A federal appeals court on Tuesday ruled that California’s same-sex marriage ban is unconstitutional, a decision that is being both praised and disputed by locals in a town whose City Council endorsed the controversial ballot measure before it was voted on more than three years ago.

A three-judge panel of the 9th Circuit Court of Appeals ruled 2-1 that a lower court judge correctly interpreted the U.S. Constitution and Supreme Court precedents when he declared in 2010 that Proposition 8 — a November 2008 voter-approved ballot proposition providing that “only marriage between a man and a woman is valid or recognized in California” — was a violation of the civil rights of gays and lesbians.

However, the appeals court said gay marriages cannot resume in the state until the deadline passes for Proposition 8 sponsors to appeal to the U.S. Supreme Court, which legal experts say may not even take the case because the ruling was so pointedly limited to California.

“Proposition 8 serves no purpose, and has no effect, other than to lessen the status and human dignity of gays and lesbians in California, and to officially reclassify their relationships and families as inferior to those of opposite-sex couples,” states the opinion written by Judge Stephen Reinhardt, one of the court’s most liberal judges.

California voters passed Proposition 8 with 52 percent of the vote in November 2008, five months after the state Supreme Court legalized same-sex marriage by striking down a pair of laws that had limited marriage to a man and a woman.

In September 2008, two months before the election, members of the Porterville City Council created a stir when they unanimously voted to adopt a formal resolution that backed the proposition.

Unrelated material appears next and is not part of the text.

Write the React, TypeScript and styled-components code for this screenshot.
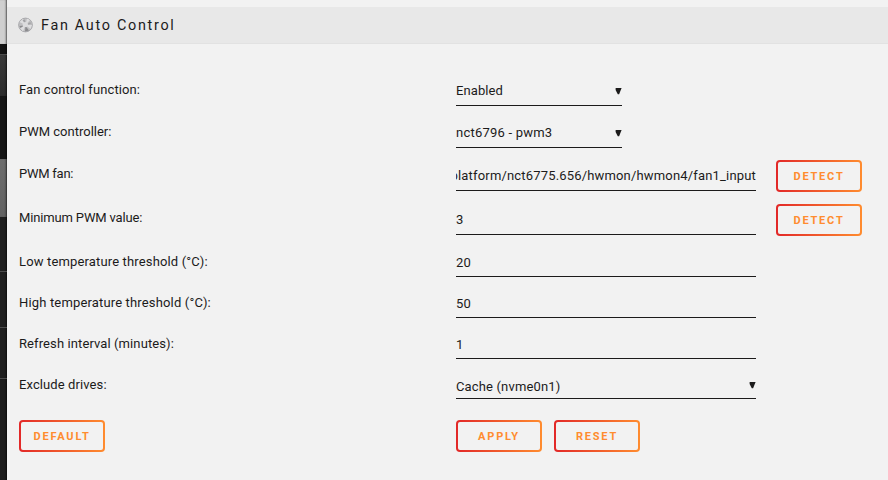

It was reported to be the only city council to take a stand in favor of the proposition.

Even though the ballot measure was passed by voters, Porterville resident Brock Neeley, who was married to John Coffee in June 2008, said the proposition was “unconstitutional” because it denied equality granted to people under the 14th Amendment.

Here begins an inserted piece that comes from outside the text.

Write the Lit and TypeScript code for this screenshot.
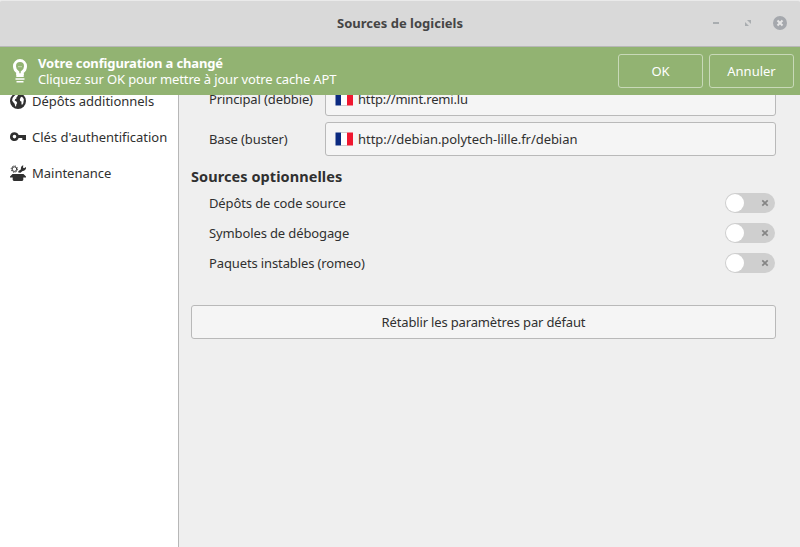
import { LitElement, html, css, svg } from "lit";
import { customElement, property } from "lit/decorators.js";

const bulb = svg`<path fill="none" stroke="#fff" stroke-width="3" d="M5.800 17V14.300C3.500 12.700 2.500 11 2.500 8.200a5.500 5.700 0 0 1 11 0c0 2.800-1 4.500-3.300 6.100V17"/><path fill="#fff" d="M4.300 15.200h7.400V19H4.300zM3.500 20.300h9v1.400h-9zM4.500 23h7v1.400h-7z"/><path fill="#fff" opacity=".5" d="M6 8.200h4v1H6z"/>`;

const globe = svg`<circle cx="8" cy="8" r="8" fill="#303030"/><path fill="#fff" d="M6 1.700 8 2 7.500 3.200 6.400 4.200 6.600 5.200 5.100 6.200 4.700 7.500 6.400 8.500 7.200 10 6.300 11.500 6.100 13.200 5.300 13.400 4.600 10.800 3.100 9 2.100 7.400 2.600 5 4.200 2.900zM10.600 4.500 11.800 3.700 13 4.700 13.900 6.500 13.500 8.500 13.300 10.200 12.200 11.700 11.700 11.700 11.400 10 11.600 8.800 10.200 8 9.800 6.600z"/>`;

const key = svg`<path fill="#303030" fill-rule="evenodd" d="M4.500 3.200A4.400 4.400 0 0 1 8.600 6H16v5h-3.700V9H8.600A4.400 4.400 0 1 1 4.500 3.200zM4.500 5.800a1.800 1.800 0 1 0 0 3.600 1.800 1.800 0 0 0 0-3.600z"/>`;

const tools = svg`<path fill="#303030" d="M2.500 9h11L16 11.500V12.500h-2.700V15l-1 1H3.700l-1-1v-2.500H0v-1z"/><circle cx="4.400" cy="4.100" r="2.300" fill="none" stroke="#303030" stroke-width="1"/><circle cx="4.400" cy="4.100" r="3.200" fill="none" stroke="#303030" stroke-width="1" stroke-dasharray="1.200 1.313"/><path fill="#303030" d="M8.300 7.500V6.200L11 4.300C10.500 2.400 11.500.8 13.300.3L13 2.400l1 .9L16 2v1.600C15.500 5.300 14 6 12.600 5.900L10.500 7.800z"/>`;

@customElement("list-entry")
class ListEntry extends LitElement {
  static styles = css`
    :host { display: flex; align-items: center; height: 36px; padding-left: 10px; gap: 6px; white-space: nowrap; }
    svg { width: 16px; height: 16px; flex: none; }
    span { letter-spacing: -.02px; }
  `;
  @property({ attribute: false }) icon: unknown;
  render() {
    return html`<svg viewBox="0 0 16 16">${this.icon}</svg><span><slot></slot></span>`;
  }
}

@customElement("mirror-row")
class MirrorRow extends LitElement {
  static styles = css`
    :host { display: flex; align-items: center; height: 34px; margin-bottom: 6px; white-space: nowrap; }
    .label { width: 116px; padding-left: 18px; flex: none; letter-spacing: -.12px; }
    .combo { flex: 1; height: 34px; box-sizing: border-box; border: 1px solid #b9b9b9; border-radius: 3px; background: #f5f5f5; display: flex; align-items: center; padding-left: 9px; gap: 5px; }
    svg { width: 18px; height: 14px; }
    .url { letter-spacing: -.05px; }
    :host([compact]) .url { letter-spacing: -.17px; }
  `;
  @property() label = "";
  @property() url = "";
  render() {
    return html`<span class="label">${this.label}</span>
      <div class="combo">
        <svg viewBox="0 0 18 14"><path fill="#fff" d="M6 .500h6v13H6z"/><path fill="#0b2a80" d="M.500.500H6V13.500H.500z"/><path fill="#f0172f" d="M12 .500h6V13.500H12z"/><path fill="#cfcfcf" d="M6 13h6v1H6zM6 0h6v1H6z"/></svg>
        <span class="url">${this.url}</span>
      </div>`;
  }
}

@customElement("option-row")
class OptionRow extends LitElement {
  static styles = css`
    :host { display: flex; align-items: center; justify-content: space-between; height: 30px; padding: 0 1px 0 18px; letter-spacing: -.12px; }
    .switch { width: 50px; height: 20px; box-sizing: border-box; border-radius: 10px; background: #cfcfcf; display: flex; align-items: center; justify-content: space-between; padding: 0 6px 0 1px; }
    .knob { width: 18px; height: 18px; border-radius: 50%; background: #fff; }
    svg { width: 8px; height: 8px; }
  `;
  render() {
    return html`<span><slot></slot></span>
      <div class="switch"><div class="knob"></div>
        <svg viewBox="0 0 8 8"><path d="M1.300 1.300 6.700 6.700M6.700 1.300 1.300 6.700" stroke="#858585" stroke-width="1.700"/></svg>
      </div>`;
  }
}

@customElement("app-root")
class AppRoot extends LitElement {
  static styles = css`
    :host { display: flex; flex-direction: column; height: 547px; width: 800px; overflow: hidden; background: #efefef; color: #303030; font: 13px/18px "Noto Sans", "Open Sans", sans-serif; }
    header { height: 47px; box-sizing: border-box; flex: none; background: #d9d9d9; border-top: 1px solid #eaeaea; border-bottom: 1px solid #b7b7b7; border-radius: 2px 2px 0 0; display: grid; grid-template-columns: 1fr auto 1fr; align-items: center; padding-bottom: 2px; }
    .title { grid-column: 2; font-weight: 700; color: #454545; }
    .controls { justify-self: end; display: flex; margin-right: 12px; }
    .controls svg { width: 80px; height: 16px; }
    .info { height: 48px; flex: none; box-sizing: border-box; background: #92b372; color: #fff; display: flex; align-items: center; padding: 0 6px 0 12px; }
    .bulb { width: 16px; height: 26px; margin-right: 10px; flex: none; }
    .message { flex: 1; display: flex; flex-direction: column; line-height: 16px; white-space: nowrap; letter-spacing: -.14px; }
    .action { width: 85px; height: 34px; box-sizing: border-box; border: 1px solid #c8d9b8; border-radius: 3px; display: flex; align-items: center; justify-content: center; margin-left: 6px; }
    .body { flex: 1; display: flex; min-height: 0; overflow: hidden; }
    nav { width: 178px; border-right: 1px solid #b7b7b7; background: #fff; }
    .list { margin-top: -12px; }
    main { flex: 1; padding: 0 24px 0 12px; }
    .scrolled { margin-top: -13px; }
    h2 { margin: 10px 0 2px; font-size: 14.500px; line-height: 20px; font-weight: 700; letter-spacing: .07px; }
    .reset { margin-top: 27px; height: 34px; box-sizing: border-box; border: 1px solid #b9b9b9; border-radius: 3px; background: #f5f5f5; display: flex; align-items: center; justify-content: center; letter-spacing: -.15px; }
  `;
  render() {
    return html`
      <header>
        <span class="title">Sources de logiciels</span>
        <div class="controls">
          <svg viewBox="0 0 80 16"><path fill="#a9adb0" d="M5 7h6v2H5zM39 5h4v4zM37 7v4h4z"/><circle cx="72" cy="8" r="7" fill="#a5a8ad"/><path d="m69.500 5.500 5 5m0-5-5 5" stroke="#e6e6e6" stroke-width="2"/></svg>
        </div>
      </header>
      <section class="info">
        <svg class="bulb" viewBox="0 0 16 26">${bulb}</svg>
        <div class="message"><b>Votre configuration a changé</b><span>Cliquez sur OK pour mettre à jour votre cache APT</span></div>
        <div class="action">OK</div>
        <div class="action">Annuler</div>
      </section>
      <div class="body">
        <nav><div class="list">
          <list-entry .icon=${globe}>Dépôts additionnels</list-entry>
          <list-entry .icon=${key}>Clés d'authentification</list-entry>
          <list-entry .icon=${tools}>Maintenance</list-entry>
        </div></nav>
        <main><div class="scrolled">
          <mirror-row compact label="Principal (debbie)" url="http://mint.remi.lu"></mirror-row>
          <mirror-row label="Base (buster)" url="http://debian.polytech-lille.fr/debian"></mirror-row>
          <h2>Sources optionnelles</h2>
          <option-row>Dépôts de code source</option-row>
          <option-row>Symboles de débogage</option-row>
          <option-row>Paquets instables (romeo)</option-row>
          <div class="reset">Rétablir les paramètres par défaut</div>
        </div></main>
      </div>`;
  }
}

“Even if the will of the people is unconstitutional, it’s unconstitutional and should not become law,” Neeley said.

Neeley and Coffee were married on June 17, 2008 — two days after the state Supreme Court legalized same-sex marriage. The Williams Institute on Sexual Orientation and the Law, a think tank based at the University of California, Los Angeles, has estimated that 18,000 couples tied the knot during the four-month window before Proposition 8 took effect. The state Supreme Court upheld those marriages.

The Rev. Scott Daugherty of St. Anne’s Parish disagreed with the federal appeals court’s decision because he said gay marriage “goes against natural law.”

“People can choose to live however they want, and they will. But they will have to answer to that,” Daugherty said.

Proposition 8 was ruled to be unconstitutional by form Chief U.S. Judge Vaughn Walker, who publicly revealed that he was gay after he retired in late February 2011.